Generation Why contains more action than back story.  I’m not entirely sure why Wolverine shows up, I have no idea who the lady in charge of stuff is with Captain America, and I’m not sure why no one finds it odd that the Inventor is a bird man, but hey it is fun.  And it definitely had me cheering on Ms. Marvel as she empowers her generation and learns that being American Muslim might be the easiest of her identity issues when she learns she is inhuman.  It gets a little cheesy, but the foundation of comic books being good against evil, lends itself to that right?

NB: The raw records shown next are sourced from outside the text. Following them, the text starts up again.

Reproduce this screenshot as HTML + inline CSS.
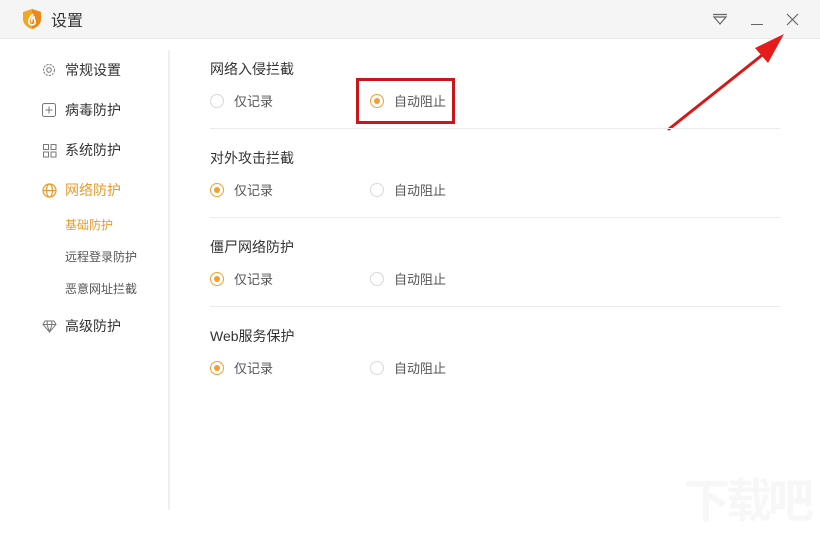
<!DOCTYPE html>
<html><head><meta charset="utf-8"><style>
*{margin:0;padding:0;box-sizing:border-box}
body{width:820px;height:540px;background:#fff;font-family:"Liberation Sans","Noto Sans CJK SC",sans-serif;position:relative;overflow:hidden;color:#333}
.title{position:absolute;left:0;top:0;width:820px;height:39px;background:#f5f5f5;border-bottom:1px solid #e8e8e8}
.t{position:absolute;left:51px;top:7px;font-size:16px;color:#333}
.nav{position:absolute;font-size:14px;color:#333}
.sub{position:absolute;left:65px;font-size:12px;color:#555}
.div{position:absolute;left:168px;top:50px;width:2px;height:460px;background:#efefef}
.h{position:absolute;left:210px;font-size:14px;color:#333}
.r{position:absolute;width:14px;height:14px;border:1px solid #d8d8d8;border-radius:50%}
.r.on{border-color:#f0a030}
.r.on::after{content:"";position:absolute;left:3px;top:3px;width:6px;height:6px;border-radius:50%;background:#f0a030}
.l{position:absolute;font-size:13px;color:#555}
.line{position:absolute;left:210px;width:570px;height:1px;background:#ebebeb}
</style></head><body>
<div class="title">
<svg style="position:absolute;left:22px;top:8px" width="20" height="22" viewBox="0 0 20 22"><path d="M10 1 L19 4 L19 11 C19 16 15 19.5 10 21 C5 19.5 1 16 1 11 L1 4 Z" fill="#f2a623"/><path d="M10 1 L19 4 L19 11 C19 16 15 19.5 10 21Z" fill="#e8891a"/><path d="M11 6 C8 9 6 12 7 15 C8 17.5 12 17.5 13 15 C14 12 11 11 12 8 C10 10 9 12 10 14" fill="none" stroke="#fff" stroke-width="1.6"/></svg>
<div class="t">设置</div>
<svg style="position:absolute;left:712px;top:13px" width="16" height="12"><path d="M1 1.5H15M2 4L8 11L14 4Z" fill="none" stroke="#666" stroke-width="1.2"/></svg>
<div style="position:absolute;left:751px;top:24px;width:12px;height:1px;background:#666"></div>
<svg style="position:absolute;left:786px;top:13px" width="13" height="13"><path d="M1 1L12 12M12 1L1 12" stroke="#666" stroke-width="1.2"/></svg>
</div>
<svg style="position:absolute;left:666px;top:30px" width="120" height="102"><path d="M3 99 L100 22" stroke="#d81818" stroke-width="3" stroke-linecap="round"/><path d="M118 4 L89 18 L102 33 Z" fill="#e41c1c"/></svg>

<svg style="position:absolute;left:42px;top:63px" width="14" height="14" viewBox="0 0 14 14"><circle cx="7" cy="7" r="2.3" fill="none" stroke="#777"/><circle cx="7" cy="7" r="5.5" fill="none" stroke="#777" stroke-dasharray="2.2 1.1"/></svg>
<div class="nav" style="left:65px;top:60px">常规设置</div>
<svg style="position:absolute;left:42px;top:103px" width="14" height="14"><rect x="0.5" y="0.5" width="13" height="13" rx="2" fill="none" stroke="#777"/><path d="M7 3.5V10.5M3.5 7H10.5" stroke="#777"/></svg>
<div class="nav" style="left:65px;top:100px">病毒防护</div>
<svg style="position:absolute;left:43px;top:144px" width="14" height="14"><rect x="0.5" y="0.5" width="5" height="5" fill="none" stroke="#777"/><rect x="0.5" y="8" width="5" height="5" fill="none" stroke="#777"/><rect x="8" y="0.5" width="5" height="5" fill="none" stroke="#777"/><rect x="8" y="8" width="5" height="5" fill="none" stroke="#777"/></svg>
<div class="nav" style="left:65px;top:140px">系统防护</div>
<svg style="position:absolute;left:42px;top:183px" width="15" height="15"><circle cx="7.5" cy="7.5" r="6.5" fill="none" stroke="#e89a2c" stroke-width="1.2"/><ellipse cx="7.5" cy="7.5" rx="3" ry="6.5" fill="none" stroke="#e89a2c" stroke-width="1.2"/><path d="M1 7.5H14" stroke="#e89a2c" stroke-width="1.2"/></svg>
<div class="nav" style="left:65px;top:180px;color:#e89a2c">网络防护</div>
<div class="sub" style="top:216px;color:#e89a2c">基础防护</div>
<div class="sub" style="top:248px">远程登录防护</div>
<div class="sub" style="top:280px">恶意网址拦截</div>
<svg style="position:absolute;left:42px;top:320px" width="15" height="13"><path d="M3 1H12L14 4.5L7.5 12L1 4.5Z M1 4.5H14 M5 4.5L7.5 12L10 4.5 M5.5 1L5 4.5 M9.5 1L10 4.5" fill="none" stroke="#777"/></svg>
<div class="nav" style="left:65px;top:316px">高级防护</div>
<div class="div"></div>

<div class="h" style="top:59px">网络入侵拦截</div>
<div class="r" style="left:210px;top:94px"></div><div class="l" style="left:234px;top:91px">仅记录</div>
<div class="r on" style="left:370px;top:94px"></div><div class="l" style="left:394px;top:91px">自动阻止</div>
<div style="position:absolute;left:356px;top:78px;width:99px;height:46px;border:3px solid #c8161d"></div>
<div class="line" style="top:128px"></div>

<div class="h" style="top:148px">对外攻击拦截</div>
<div class="r on" style="left:210px;top:183px"></div><div class="l" style="left:234px;top:180px">仅记录</div>
<div class="r" style="left:370px;top:183px"></div><div class="l" style="left:394px;top:180px">自动阻止</div>
<div class="line" style="top:217px"></div>

<div class="h" style="top:237px">僵尸网络防护</div>
<div class="r on" style="left:210px;top:272px"></div><div class="l" style="left:234px;top:269px">仅记录</div>
<div class="r" style="left:370px;top:272px"></div><div class="l" style="left:394px;top:269px">自动阻止</div>
<div class="line" style="top:306px"></div>

<div class="h" style="top:326px">Web服务保护</div>
<div class="r on" style="left:210px;top:361px"></div><div class="l" style="left:234px;top:358px">仅记录</div>
<div class="r" style="left:370px;top:361px"></div><div class="l" style="left:394px;top:358px">自动阻止</div>

<div style="position:absolute;left:684px;top:478px;font-size:46px;color:#f7f7f7;font-weight:bold;letter-spacing:-4px;line-height:46px">下载吧</div>
</body></html>
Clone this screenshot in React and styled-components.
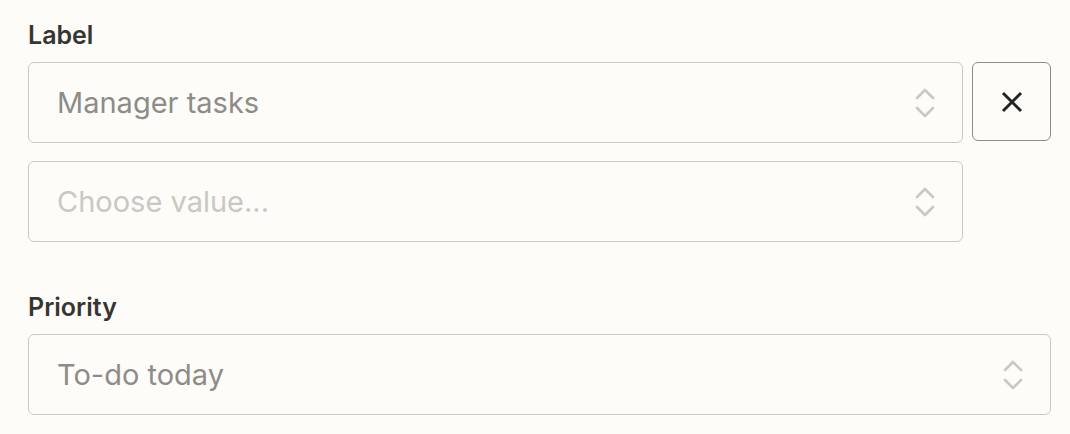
import React from 'react';
import styled, { createGlobalStyle } from 'styled-components';

const GlobalStyle = createGlobalStyle`
    html, body {
        margin: 0;
        background: #fdfcf8;
    }
    body {
        font-family: Inter, "Noto Sans", sans-serif;
    }
`

const Form = styled.div`
    display: flex;
    flex-direction: column;
    gap: 50px;
    padding: 20px 19px 0 28px;
    width: 1023px;
`

const Field = styled.div`
    display: flex;
    flex-direction: column;
`

const FieldLabel = styled.div`
    font-size: 25px;
    font-weight: 600;
    line-height: 30px;
    color: #363532;
    margin-bottom: 12px;
`

const Rows = styled.div`
    display: flex;
    flex-direction: column;
    gap: 18px;
`

const Row = styled.div`
    display: flex;
    gap: 9px;
    padding-right: ${p => (p.$spare ? '88px' : '0')};
`

const Select = styled.div`
    flex: 1;
    height: 81px;
    box-sizing: border-box;
    border: 1px solid #cbcac6;
    border-radius: 6px;
    display: flex;
    align-items: center;
    justify-content: space-between;
    padding: 0 26px 0 28px;
    font-size: 29px;
    color: ${p => (p.$placeholder ? '#c9c8c4' : '#8d8c89')};
`

const RemoveButton = styled.button`
    width: 79px;
    height: 79px;
    flex: none;
    box-sizing: border-box;
    border: 1px solid #8d8c89;
    border-radius: 6px;
    background: transparent;
    display: flex;
    align-items: center;
    justify-content: center;
    padding: 0;
`

const Chevrons = () => (
    <svg width="22" height="32" viewBox="0 0 22 32" fill="none" stroke="#c9c8c4" strokeWidth="2.6" strokeLinecap="round" strokeLinejoin="round">
        <path d="M3 11 L11 3 L19 11" />
        <path d="M3 21 L11 29 L19 21" />
    </svg>
)

const Cross = () => (
    <svg width="22" height="22" viewBox="0 0 22 22" fill="none" stroke="#232322" strokeWidth="3">
        <path d="M2 2 L20 20 M20 2 L2 20" />
    </svg>
)

const App = () => {
    return (
        <>
            <GlobalStyle />
            <Form>
                <Field>
                    <FieldLabel>Label</FieldLabel>
                    <Rows>
                        <Row>
                            <Select>
                                Manager tasks
                                <Chevrons />
                            </Select>
                            <RemoveButton aria-label="Remove">
                                <Cross />
                            </RemoveButton>
                        </Row>
                        <Row $spare>
                            <Select $placeholder>
                                Choose value...
                                <Chevrons />
                            </Select>
                        </Row>
                    </Rows>
                </Field>
                <Field>
                    <FieldLabel>Priority</FieldLabel>
                    <Row>
                        <Select>
                            To-do today
                            <Chevrons />
                        </Select>
                    </Row>
                </Field>
            </Form>
        </>
    )
}

export default App;
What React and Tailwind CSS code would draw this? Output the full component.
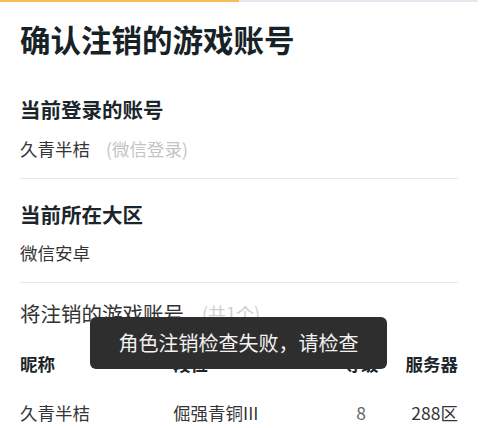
import React from "react";

export default function App() {
  const font = { fontFamily: '"Noto Sans CJK SC", "Noto Sans", sans-serif' };
  return (
    <div className="relative w-[500px] h-[428px] overflow-hidden bg-white" style={font}>
      <div className="flex w-[478px] h-[2px]">
        <div className="w-[239px] bg-[#f6bc55]" />
        <div className="flex-1 bg-[#e4e8f0]" />
      </div>
      <div className="pl-5 w-[458px]">
        <div className="mt-[17px] text-[30.5px] leading-[40px] font-bold text-[#172227]">确认注销的游戏账号</div>

        <div className="mt-[36px] text-[20.5px] leading-[28px] font-bold text-[#1c2529]">当前登录的账号</div>
        <div className="mt-[14px] flex items-center text-[17.5px] leading-[24px] text-[#353535]">
          <span>久青半桔</span>
          <span className="ml-4 text-[#c4c4c4]">(微信登录)</span>
        </div>
        <div className="mt-[17px] h-px bg-[#e8e8e8]" />

        <div className="mt-[21px] text-[20.5px] leading-[28px] font-bold text-[#1c2529]">当前所在大区</div>
        <div className="mt-[13px] text-[17.5px] leading-[24px] text-[#353535]">微信安卓</div>
        <div className="mt-[17px] h-px bg-[#e8e8e8]" />

        <div className="mt-[16px] flex items-center text-[20.5px] leading-[28px] text-[#333]">
          <span>将注销的游戏账号</span>
          <span className="ml-[18px] text-[18px] text-[#cfcfcf]">(共1个)</span>
        </div>

        <div className="mt-[25px] grid grid-cols-[153px_160px_56px_1fr] text-[17.5px] leading-[24px] font-bold text-[#1c2529]">
          <span>昵称</span>
          <span>段位</span>
          <span className="text-center">等级</span>
          <span className="text-right">服务器</span>
        </div>
        <div className="mt-[25px] grid grid-cols-[153px_160px_56px_1fr] text-[17.5px] leading-[24px] text-[#353535]">
          <span>久青半桔</span>
          <span>倔强青铜III</span>
          <span className="text-center text-[#666]">8</span>
          <span className="text-right">288区</span>
        </div>
      </div>

      <div className="absolute left-[90px] top-[317px] w-[297px] h-[52px] rounded-md bg-[#2e2e2e] flex items-center justify-center text-[20px] text-[#f2f2f2]">
        角色注销检查失败，请检查
      </div>
    </div>
  );
}
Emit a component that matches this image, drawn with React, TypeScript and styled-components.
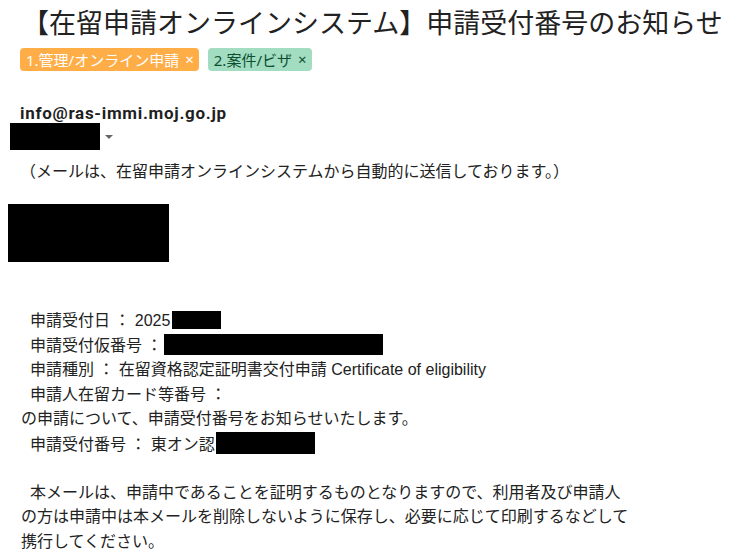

Overall, I think I would recommend both collections are read together, as it gives a better picture of what Ms. Marvel is and can be.  I think thus far the author has done a good job of showing that she is Muslim and that her faith adds depth to the character.  Her tenacity, persistence, determination, compassion for animals, her humor, her nerdiness, all make her very like-able and admirable.  I probably wouldn’t do it as a Book Club selection, because our school only goes to 8th grade and being an Islamic School I don’t know that most of the students feel the identity crisis until possibly much later if at all.  But I think the books would work well for discussion with older kids.  Topics of what youth can do, their role in preserving the planet, discovering your sense of self and purposes are all there in comic book, super hero, action packed form!